Exercise details -> Repeat every line exactly, keeping the pictures out of the copy.
* * * * * * *
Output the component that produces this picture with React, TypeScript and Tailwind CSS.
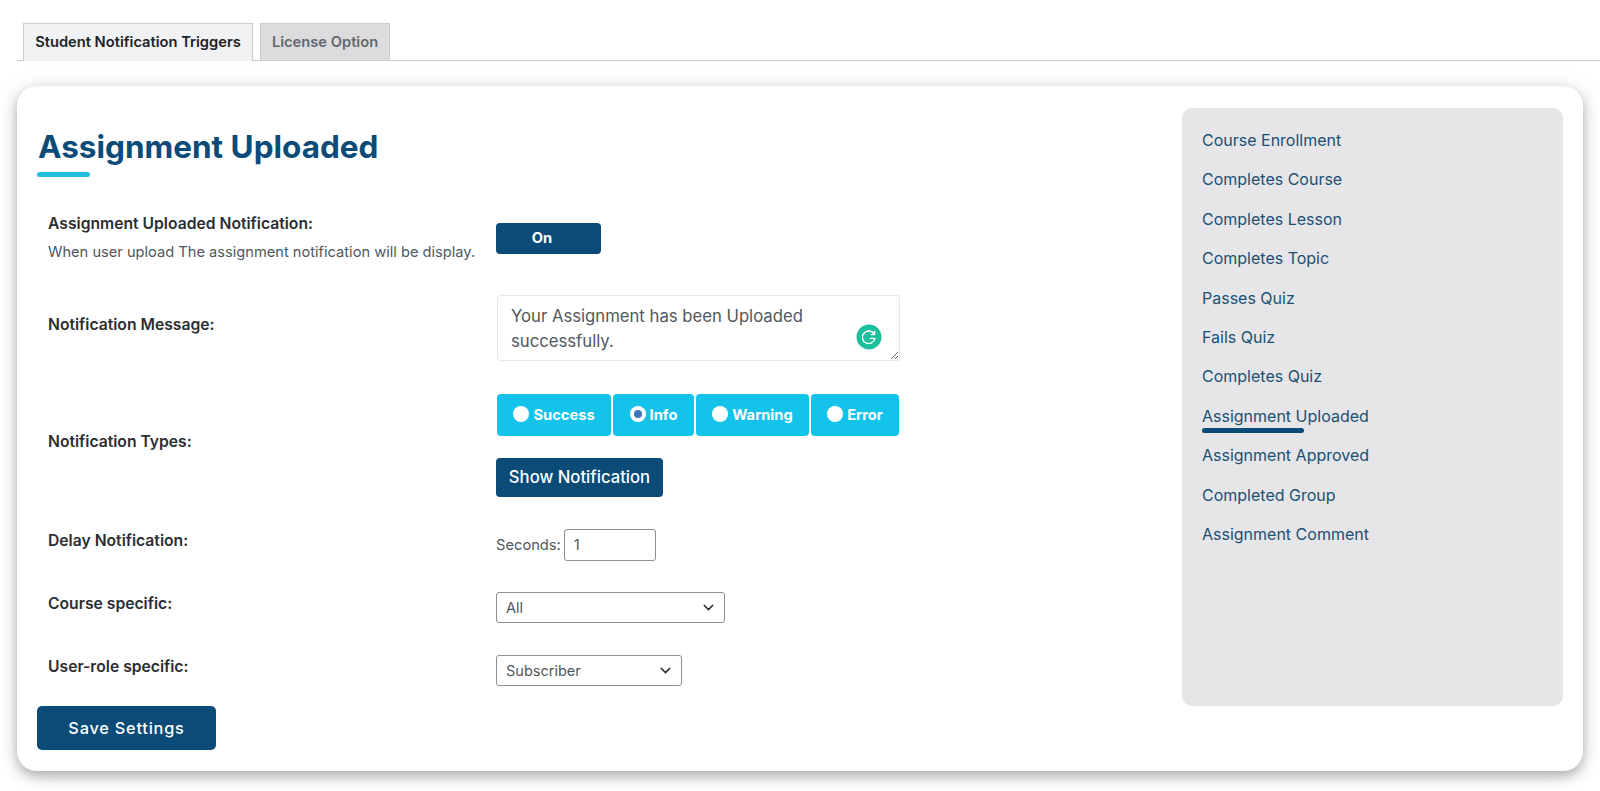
import React from 'react';
import { ChevronDown } from 'lucide-react';

const triggers = [
  'Course Enrollment',
  'Completes Course',
  'Completes Lesson',
  'Completes Topic',
  'Passes Quiz',
  'Fails Quiz',
  'Completes Quiz',
  'Assignment Uploaded',
  'Assignment Approved',
  'Completed Group',
  'Assignment Comment',
];

const types = [
  { name: 'Success', width: 'w-[114px]' },
  { name: 'Info', width: 'w-[81px]', checked: true },
  { name: 'Warning', width: 'w-[113px]' },
  { name: 'Error', width: 'w-[88px]' },
];

const GrammarlyIcon = () => (
  <svg viewBox="0 0 26 26" className="absolute left-[359px] top-[29px] h-[26px] w-[26px]">
    <circle cx="13" cy="13" r="12.5" fill="#1cbf9b" />
    <path
      d="M18.2 10.2a6.3 6.3 0 1 0 .7 4.2h-4.6"
      fill="none"
      stroke="#fff"
      strokeWidth="1.4"
      strokeLinecap="round"
    />
    <path d="M18.6 7.2v3.4h-3.4" fill="none" stroke="#fff" strokeWidth="1.4" strokeLinecap="round" />
  </svg>
);

const Select = ({ value, width }: { value: string; width: string }) => (
  <div className={`relative h-[31px] ${width}`}>
    <select className="h-full w-full appearance-none rounded-[3px] border border-[#8c8f94] bg-white pl-[9px] text-[14.5px] text-[#50575e]">
      <option>{value}</option>
    </select>
    <ChevronDown className="pointer-events-none absolute right-[8px] top-[7px] h-[17px] w-[17px] text-[#2c3338]" />
  </div>
);

const Label = ({ children, top }: { children: React.ReactNode; top: string }) => (
  <div className={`text-[15.7px] font-semibold leading-[20px] text-[#2a2e33] ${top}`}>{children}</div>
);

export default function App() {
  return (
    <div className="h-[791px] overflow-hidden bg-white pt-[23px] font-['Inter',sans-serif]">
      <div className="ml-[17px] flex h-[38px] gap-[7px] border-b border-[#c9ccd1] pl-[6px]">
        <div className="flex h-[38px] w-[230px] items-center justify-center border border-b-0 border-[#c9ccd1] bg-[#f1f2f3] text-[14.7px] font-semibold text-[#1d2327]">
          Student Notification Triggers
        </div>
        <div className="flex h-[37px] w-[130px] items-center justify-center border border-b-0 border-[#c9ccd1] bg-[#dcdcde] text-[14.7px] font-semibold text-[#646970]">
          License Option
        </div>
      </div>

      <div className="ml-[17px] mt-[25px] flex h-[685px] w-[1566px] justify-between rounded-[20px] bg-white pl-[20px] pr-[20px] pt-[22px] shadow-[0_5px_14px_rgba(0,0,0,0.32),0_0_30px_rgba(0,0,0,0.05)]">
        <div className="w-[880px]">
          <h1 className="ml-[1px] mt-[19px] text-[31.5px] font-bold leading-[40px] text-[#0a4b78]">Assignment Uploaded</h1>
          <div className="mt-[5px] h-[5px] w-[53px] rounded-full bg-[#22bfe0]" />

          <div className="mt-[37px] grid grid-cols-[448px_1fr] pl-[11px]">
            <div>
              <Label top="">Assignment Uploaded Notification:</Label>
              <p className="mt-[8px] whitespace-nowrap text-[14.65px] leading-[20px] text-[#50575e]">
                When user upload The assignment notification will be display.
              </p>
            </div>
            <div className="pt-[9px]">
              <div className="h-[31px] w-[105px] rounded-[4px] bg-[#0a4b78] pr-[13px] text-center text-[14.7px] font-bold leading-[30px] text-white">
                On
              </div>
            </div>
          </div>

          <div className="mt-[33px] grid grid-cols-[448px_1fr] pl-[11px]">
            <Label top="pt-[20px]">Notification Message:</Label>
            <div className="relative ml-[1px] w-[403px]">
              <textarea
                readOnly
                value="Your Assignment has been Uploaded successfully."
                className="block h-[66px] w-full rounded-[3px] border border-[#e6e7e9] bg-white px-[13px] py-[8px] text-[16.7px] leading-[25px] text-[#50575e]"
              />
              <GrammarlyIcon />
            </div>
          </div>

          <div className="mt-[33px] grid grid-cols-[448px_1fr] pl-[11px]">
            <Label top="pt-[38px]">Notification Types:</Label>
            <div>
              <div className="ml-[1px] flex w-[403px] gap-[2px]">
                {types.map((type) => (
                  <div
                    key={type.name}
                    className={`flex h-[42px] items-center justify-center gap-[4px] rounded-[4px] bg-[#14c3ea] text-[14.7px] font-bold text-white ${type.width}`}
                  >
                    <span className="mb-[2px] flex h-[16px] w-[16px] items-center justify-center rounded-full bg-white">
                      {type.checked && <span className="h-[8px] w-[8px] rounded-full bg-[#3f74b8]" />}
                    </span>
                    {type.name}
                  </div>
                ))}
              </div>
              <button className="mt-[22px] block h-[39px] w-[167px] rounded-[4px] bg-[#0a4b78] pt-[1px] text-[16.7px] font-medium text-white">
                Show Notification
              </button>
            </div>
          </div>

          <div className="mt-[32px] grid grid-cols-[448px_1fr] pl-[11px]">
            <Label top="pt-[2px]">Delay Notification:</Label>
            <div className="flex items-center gap-[3px] text-[14.7px] text-[#50575e]">
              Seconds:
              <input
                readOnly
                value="1"
                className="h-[32px] w-[92px] rounded-[3px] border border-[#8c8f94] bg-white px-[9px] text-[14.7px] text-[#50575e]"
              />
            </div>
          </div>

          <div className="mt-[31px] grid grid-cols-[448px_1fr] pl-[11px]">
            <Label top="pt-[2px]">Course specific:</Label>
            <Select value="All" width="w-[229px]" />
          </div>

          <div className="mt-[32px] grid grid-cols-[448px_1fr] pl-[11px]">
            <Label top="pt-[2px]">User-role specific:</Label>
            <Select value="Subscriber" width="w-[186px]" />
          </div>

          <button className="mt-[20px] block h-[44px] w-[179px] rounded-[5px] bg-[#0a4b78] text-[16.3px] font-medium tracking-[0.8px] text-white">
            Save Settings
          </button>
        </div>

        <nav className="h-[598px] w-[381px] rounded-[10px] bg-[#e6e6e8] pl-[20px] pt-[22px]">
          {triggers.map((name) => (
            <div key={name} className="relative h-[39.4px] text-[16px] leading-[20px] text-[#1b5074]">
              {name}
              {name === 'Assignment Uploaded' && (
                <span className="absolute left-0 top-[22px] h-[5px] w-[102px] rounded-full bg-[#0a4b78]" />
              )}
            </div>
          ))}
        </nav>
      </div>
    </div>
  );
}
* * * * * * *
Response ->
Output the component that produces this picture with React, TypeScript and Tailwind CSS.
import React from 'react';
import { ChevronDown } from 'lucide-react';

const triggers = [
  'Course Enrollment',
  'Completes Course',
  'Completes Lesson',
  'Completes Topic',
  'Passes Quiz',
  'Fails Quiz',
  'Completes Quiz',
  'Assignment Uploaded',
  'Assignment Approved',
  'Completed Group',
  'Assignment Comment',
];

const types = [
  { name: 'Success', width: 'w-[114px]' },
  { name: 'Info', width: 'w-[81px]', checked: true },
  { name: 'Warning', width: 'w-[113px]' },
  { name: 'Error', width: 'w-[88px]' },
];

const GrammarlyIcon = () => (
  <svg viewBox="0 0 26 26" className="absolute left-[359px] top-[29px] h-[26px] w-[26px]">
    <circle cx="13" cy="13" r="12.5" fill="#1cbf9b" />
    <path
      d="M18.2 10.2a6.3 6.3 0 1 0 .7 4.2h-4.6"
      fill="none"
      stroke="#fff"
      strokeWidth="1.4"
      strokeLinecap="round"
    />
    <path d="M18.6 7.2v3.4h-3.4" fill="none" stroke="#fff" strokeWidth="1.4" strokeLinecap="round" />
  </svg>
);

const Select = ({ value, width }: { value: string; width: string }) => (
  <div className={`relative h-[31px] ${width}`}>
    <select className="h-full w-full appearance-none rounded-[3px] border border-[#8c8f94] bg-white pl-[9px] text-[14.5px] text-[#50575e]">
      <option>{value}</option>
    </select>
    <ChevronDown className="pointer-events-none absolute right-[8px] top-[7px] h-[17px] w-[17px] text-[#2c3338]" />
  </div>
);

const Label = ({ children, top }: { children: React.ReactNode; top: string }) => (
  <div className={`text-[15.7px] font-semibold leading-[20px] text-[#2a2e33] ${top}`}>{children}</div>
);

export default function App() {
  return (
    <div className="h-[791px] overflow-hidden bg-white pt-[23px] font-['Inter',sans-serif]">
      <div className="ml-[17px] flex h-[38px] gap-[7px] border-b border-[#c9ccd1] pl-[6px]">
        <div className="flex h-[38px] w-[230px] items-center justify-center border border-b-0 border-[#c9ccd1] bg-[#f1f2f3] text-[14.7px] font-semibold text-[#1d2327]">
          Student Notification Triggers
        </div>
        <div className="flex h-[37px] w-[130px] items-center justify-center border border-b-0 border-[#c9ccd1] bg-[#dcdcde] text-[14.7px] font-semibold text-[#646970]">
          License Option
        </div>
      </div>

      <div className="ml-[17px] mt-[25px] flex h-[685px] w-[1566px] justify-between rounded-[20px] bg-white pl-[20px] pr-[20px] pt-[22px] shadow-[0_5px_14px_rgba(0,0,0,0.32),0_0_30px_rgba(0,0,0,0.05)]">
        <div className="w-[880px]">
          <h1 className="ml-[1px] mt-[19px] text-[31.5px] font-bold leading-[40px] text-[#0a4b78]">Assignment Uploaded</h1>
          <div className="mt-[5px] h-[5px] w-[53px] rounded-full bg-[#22bfe0]" />

          <div className="mt-[37px] grid grid-cols-[448px_1fr] pl-[11px]">
            <div>
              <Label top="">Assignment Uploaded Notification:</Label>
              <p className="mt-[8px] whitespace-nowrap text-[14.65px] leading-[20px] text-[#50575e]">
                When user upload The assignment notification will be display.
              </p>
            </div>
            <div className="pt-[9px]">
              <div className="h-[31px] w-[105px] rounded-[4px] bg-[#0a4b78] pr-[13px] text-center text-[14.7px] font-bold leading-[30px] text-white">
                On
              </div>
            </div>
          </div>

          <div className="mt-[33px] grid grid-cols-[448px_1fr] pl-[11px]">
            <Label top="pt-[20px]">Notification Message:</Label>
            <div className="relative ml-[1px] w-[403px]">
              <textarea
                readOnly
                value="Your Assignment has been Uploaded successfully."
                className="block h-[66px] w-full rounded-[3px] border border-[#e6e7e9] bg-white px-[13px] py-[8px] text-[16.7px] leading-[25px] text-[#50575e]"
              />
              <GrammarlyIcon />
            </div>
          </div>

          <div className="mt-[33px] grid grid-cols-[448px_1fr] pl-[11px]">
            <Label top="pt-[38px]">Notification Types:</Label>
            <div>
              <div className="ml-[1px] flex w-[403px] gap-[2px]">
                {types.map((type) => (
                  <div
                    key={type.name}
                    className={`flex h-[42px] items-center justify-center gap-[4px] rounded-[4px] bg-[#14c3ea] text-[14.7px] font-bold text-white ${type.width}`}
                  >
                    <span className="mb-[2px] flex h-[16px] w-[16px] items-center justify-center rounded-full bg-white">
                      {type.checked && <span className="h-[8px] w-[8px] rounded-full bg-[#3f74b8]" />}
                    </span>
                    {type.name}
                  </div>
                ))}
              </div>
              <button className="mt-[22px] block h-[39px] w-[167px] rounded-[4px] bg-[#0a4b78] pt-[1px] text-[16.7px] font-medium text-white">
                Show Notification
              </button>
            </div>
          </div>

          <div className="mt-[32px] grid grid-cols-[448px_1fr] pl-[11px]">
            <Label top="pt-[2px]">Delay Notification:</Label>
            <div className="flex items-center gap-[3px] text-[14.7px] text-[#50575e]">
              Seconds:
              <input
                readOnly
                value="1"
                className="h-[32px] w-[92px] rounded-[3px] border border-[#8c8f94] bg-white px-[9px] text-[14.7px] text-[#50575e]"
              />
            </div>
          </div>

          <div className="mt-[31px] grid grid-cols-[448px_1fr] pl-[11px]">
            <Label top="pt-[2px]">Course specific:</Label>
            <Select value="All" width="w-[229px]" />
          </div>

          <div className="mt-[32px] grid grid-cols-[448px_1fr] pl-[11px]">
            <Label top="pt-[2px]">User-role specific:</Label>
            <Select value="Subscriber" width="w-[186px]" />
          </div>

          <button className="mt-[20px] block h-[44px] w-[179px] rounded-[5px] bg-[#0a4b78] text-[16.3px] font-medium tracking-[0.8px] text-white">
            Save Settings
          </button>
        </div>

        <nav className="h-[598px] w-[381px] rounded-[10px] bg-[#e6e6e8] pl-[20px] pt-[22px]">
          {triggers.map((name) => (
            <div key={name} className="relative h-[39.4px] text-[16px] leading-[20px] text-[#1b5074]">
              {name}
              {name === 'Assignment Uploaded' && (
                <span className="absolute left-0 top-[22px] h-[5px] w-[102px] rounded-full bg-[#0a4b78]" />
              )}
            </div>
          ))}
        </nav>
      </div>
    </div>
  );
}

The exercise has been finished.